- [Required task]
Output the material exactly, but drop every image it holds.

===== Given information =====

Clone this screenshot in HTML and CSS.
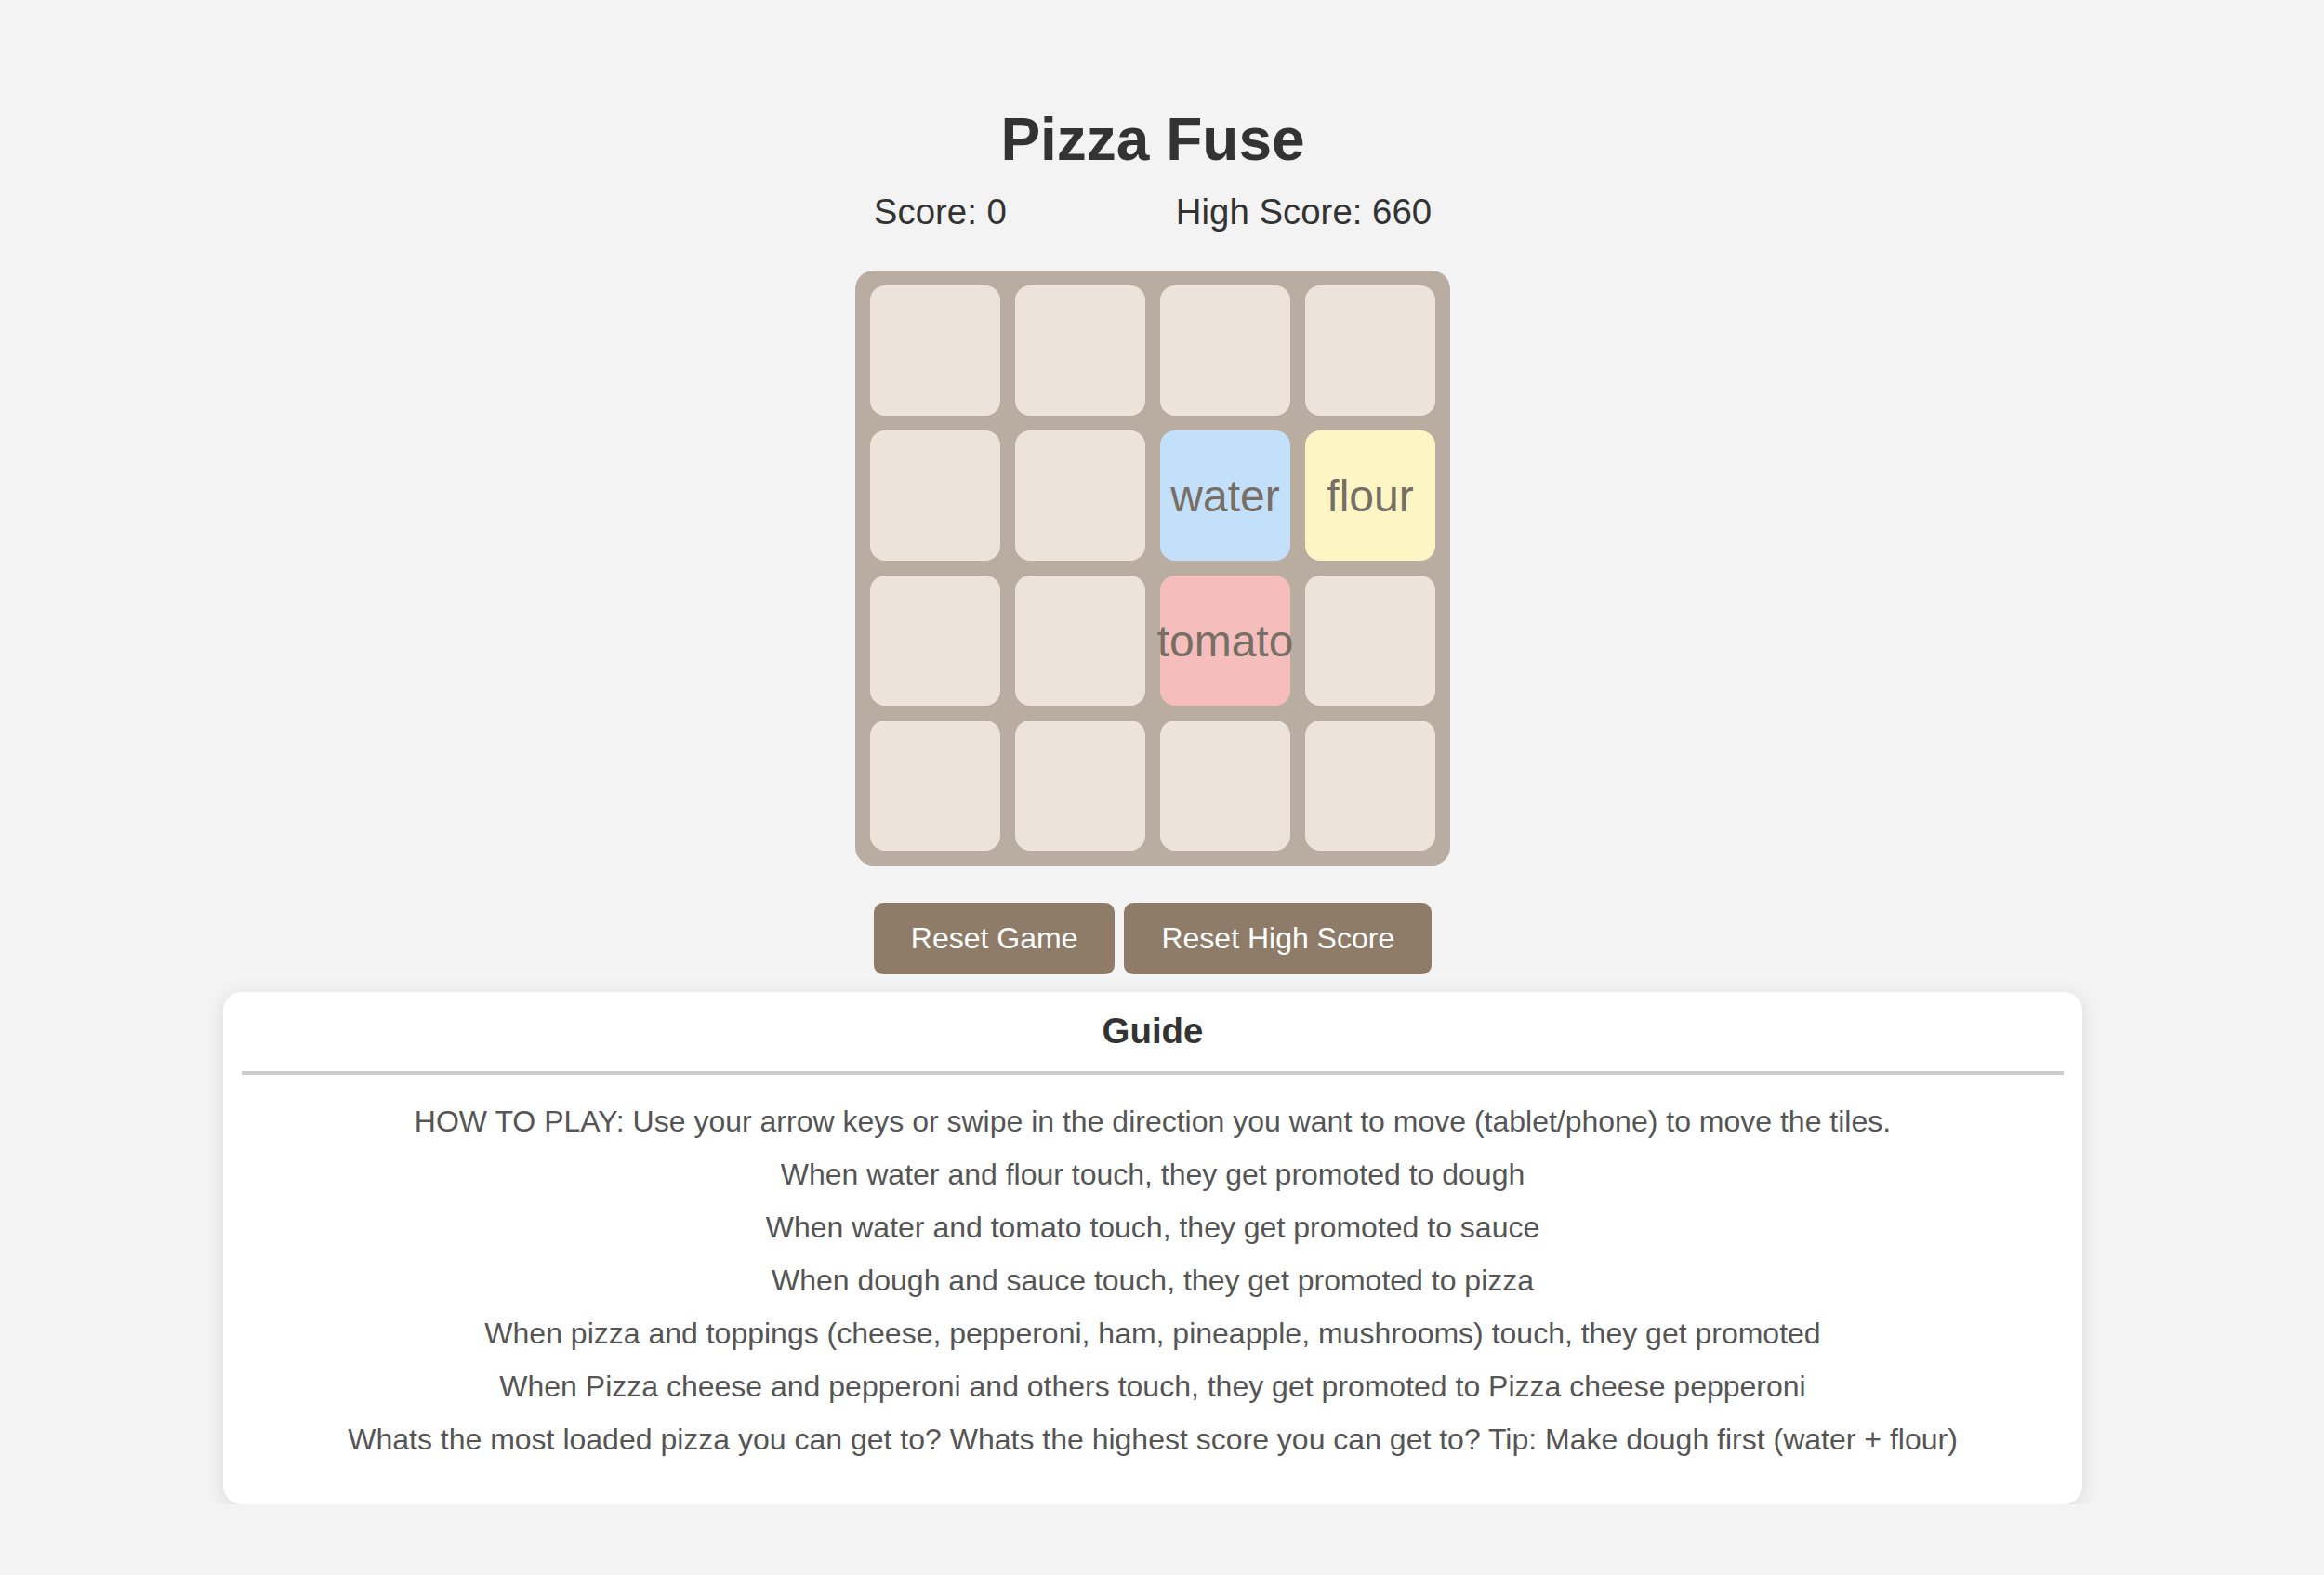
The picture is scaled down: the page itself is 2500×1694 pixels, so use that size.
FILE: index.html
```html
<!DOCTYPE html>
<html lang="en">
<head>
<meta charset="utf-8">
<title>Pizza Fuse</title>
<link rel="stylesheet" href="styles.css">
</head>
<body>
<div class="page">
  <h1 class="title">Pizza Fuse</h1>
  <div class="scores">
    <span class="score">Score: 0</span>
    <span class="score">High Score: 660</span>
  </div>
  <div class="board">
    <div class="cell"></div>
    <div class="cell"></div>
    <div class="cell"></div>
    <div class="cell"></div>
    <div class="cell"></div>
    <div class="cell"></div>
    <div class="cell tile-water">water</div>
    <div class="cell tile-flour">flour</div>
    <div class="cell"></div>
    <div class="cell"></div>
    <div class="cell tile-tomato">tomato</div>
    <div class="cell"></div>
    <div class="cell"></div>
    <div class="cell"></div>
    <div class="cell"></div>
    <div class="cell"></div>
  </div>
  <div class="buttons">
    <button class="btn">Reset Game</button>
    <button class="btn">Reset High Score</button>
  </div>
  <div class="guide">
    <h2 class="guide-title">Guide</h2>
    <hr class="guide-rule">
    <p class="guide-line">HOW TO PLAY: Use your arrow keys or swipe in the direction you want to move (tablet/phone) to move the tiles.</p>
    <p class="guide-line">When water and flour touch, they get promoted to dough</p>
    <p class="guide-line">When water and tomato touch, they get promoted to sauce</p>
    <p class="guide-line">When dough and sauce touch, they get promoted to pizza</p>
    <p class="guide-line">When pizza and toppings (cheese, pepperoni, ham, pineapple, mushrooms) touch, they get promoted</p>
    <p class="guide-line">When Pizza cheese and pepperoni and others touch, they get promoted to Pizza cheese pepperoni</p>
    <p class="guide-line">Whats the most loaded pizza you can get to? Whats the highest score you can get to? Tip: Make dough first (water + flour)</p>
  </div>
</div>
</body>
</html>
```

FILE: styles.css
```css
html, body {
  margin: 0;
  padding: 0;
  background: #f3f3f3;
}

body {
  font-family: "Liberation Sans", Arial, Helvetica, sans-serif;
  color: #333;
}

.page {
  width: 2480px;
  padding-top: 113px;
  display: flex;
  flex-direction: column;
  align-items: center;
}

.title {
  margin: 0;
  font-size: 64px;
  line-height: 74px;
  font-weight: bold;
  color: #333;
}

.scores {
  margin-top: 19px;
  display: flex;
  gap: 182px;
  font-size: 38.4px;
  line-height: 44px;
  color: #333;
}

.board {
  margin-top: 41px;
  width: 640px;
  height: 640px;
  box-sizing: border-box;
  padding: 16px;
  background: #b9ada1;
  border-radius: 20px;
  display: grid;
  grid-template-columns: repeat(4, 140px);
  grid-template-rows: repeat(4, 140px);
  gap: 16px;
}

.cell {
  background: #ece4db;
  border-radius: 16px;
  display: flex;
  align-items: center;
  justify-content: center;
  font-size: 48px;
  color: #776e65;
  white-space: nowrap;
}

.tile-water {
  background: #c3e0fb;
}

.tile-flour {
  background: #fdf6c4;
}

.tile-tomato {
  background: #f5bdbc;
}

.buttons {
  margin-top: 40px;
  display: flex;
  gap: 10px;
}

.btn {
  margin: 0;
  border: none;
  padding: 20px 40px;
  background: #8e7c69;
  color: #fff;
  font-family: "Liberation Sans", Arial, Helvetica, sans-serif;
  font-size: 32px;
  line-height: 37px;
  border-radius: 10px;
}

.guide {
  margin-top: 19px;
  width: 2000px;
  box-sizing: border-box;
  padding: 20px 20px 51px;
  background: #fff;
  border-radius: 20px;
  box-shadow: 0 4px 20px rgba(0, 0, 0, 0.1);
  text-align: center;
}

.guide-title {
  margin: 0;
  font-size: 38.4px;
  line-height: 44px;
  font-weight: bold;
  color: #333;
}

.guide-rule {
  margin: 21px 0 32px;
  border: none;
  height: 4px;
  background: #ccc;
}

.guide-line {
  margin: 0 0 20px;
  font-size: 32px;
  line-height: 37px;
  color: #555;
}

.guide-line:last-child {
  margin-bottom: 0;
}
```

=====

- [Answer to the exercise]
Clone this screenshot in HTML and CSS.
The picture is scaled down: the page itself is 2500×1694 pixels, so use that size.
FILE: index.html
```html
<!DOCTYPE html>
<html lang="en">
<head>
<meta charset="utf-8">
<title>Pizza Fuse</title>
<link rel="stylesheet" href="styles.css">
</head>
<body>
<div class="page">
  <h1 class="title">Pizza Fuse</h1>
  <div class="scores">
    <span class="score">Score: 0</span>
    <span class="score">High Score: 660</span>
  </div>
  <div class="board">
    <div class="cell"></div>
    <div class="cell"></div>
    <div class="cell"></div>
    <div class="cell"></div>
    <div class="cell"></div>
    <div class="cell"></div>
    <div class="cell tile-water">water</div>
    <div class="cell tile-flour">flour</div>
    <div class="cell"></div>
    <div class="cell"></div>
    <div class="cell tile-tomato">tomato</div>
    <div class="cell"></div>
    <div class="cell"></div>
    <div class="cell"></div>
    <div class="cell"></div>
    <div class="cell"></div>
  </div>
  <div class="buttons">
    <button class="btn">Reset Game</button>
    <button class="btn">Reset High Score</button>
  </div>
  <div class="guide">
    <h2 class="guide-title">Guide</h2>
    <hr class="guide-rule">
    <p class="guide-line">HOW TO PLAY: Use your arrow keys or swipe in the direction you want to move (tablet/phone) to move the tiles.</p>
    <p class="guide-line">When water and flour touch, they get promoted to dough</p>
    <p class="guide-line">When water and tomato touch, they get promoted to sauce</p>
    <p class="guide-line">When dough and sauce touch, they get promoted to pizza</p>
    <p class="guide-line">When pizza and toppings (cheese, pepperoni, ham, pineapple, mushrooms) touch, they get promoted</p>
    <p class="guide-line">When Pizza cheese and pepperoni and others touch, they get promoted to Pizza cheese pepperoni</p>
    <p class="guide-line">Whats the most loaded pizza you can get to? Whats the highest score you can get to? Tip: Make dough first (water + flour)</p>
  </div>
</div>
</body>
</html>
```

FILE: styles.css
```css
html, body {
  margin: 0;
  padding: 0;
  background: #f3f3f3;
}

body {
  font-family: "Liberation Sans", Arial, Helvetica, sans-serif;
  color: #333;
}

.page {
  width: 2480px;
  padding-top: 113px;
  display: flex;
  flex-direction: column;
  align-items: center;
}

.title {
  margin: 0;
  font-size: 64px;
  line-height: 74px;
  font-weight: bold;
  color: #333;
}

.scores {
  margin-top: 19px;
  display: flex;
  gap: 182px;
  font-size: 38.4px;
  line-height: 44px;
  color: #333;
}

.board {
  margin-top: 41px;
  width: 640px;
  height: 640px;
  box-sizing: border-box;
  padding: 16px;
  background: #b9ada1;
  border-radius: 20px;
  display: grid;
  grid-template-columns: repeat(4, 140px);
  grid-template-rows: repeat(4, 140px);
  gap: 16px;
}

.cell {
  background: #ece4db;
  border-radius: 16px;
  display: flex;
  align-items: center;
  justify-content: center;
  font-size: 48px;
  color: #776e65;
  white-space: nowrap;
}

.tile-water {
  background: #c3e0fb;
}

.tile-flour {
  background: #fdf6c4;
}

.tile-tomato {
  background: #f5bdbc;
}

.buttons {
  margin-top: 40px;
  display: flex;
  gap: 10px;
}

.btn {
  margin: 0;
  border: none;
  padding: 20px 40px;
  background: #8e7c69;
  color: #fff;
  font-family: "Liberation Sans", Arial, Helvetica, sans-serif;
  font-size: 32px;
  line-height: 37px;
  border-radius: 10px;
}

.guide {
  margin-top: 19px;
  width: 2000px;
  box-sizing: border-box;
  padding: 20px 20px 51px;
  background: #fff;
  border-radius: 20px;
  box-shadow: 0 4px 20px rgba(0, 0, 0, 0.1);
  text-align: center;
}

.guide-title {
  margin: 0;
  font-size: 38.4px;
  line-height: 44px;
  font-weight: bold;
  color: #333;
}

.guide-rule {
  margin: 21px 0 32px;
  border: none;
  height: 4px;
  background: #ccc;
}

.guide-line {
  margin: 0 0 20px;
  font-size: 32px;
  line-height: 37px;
  color: #555;
}

.guide-line:last-child {
  margin-bottom: 0;
}
```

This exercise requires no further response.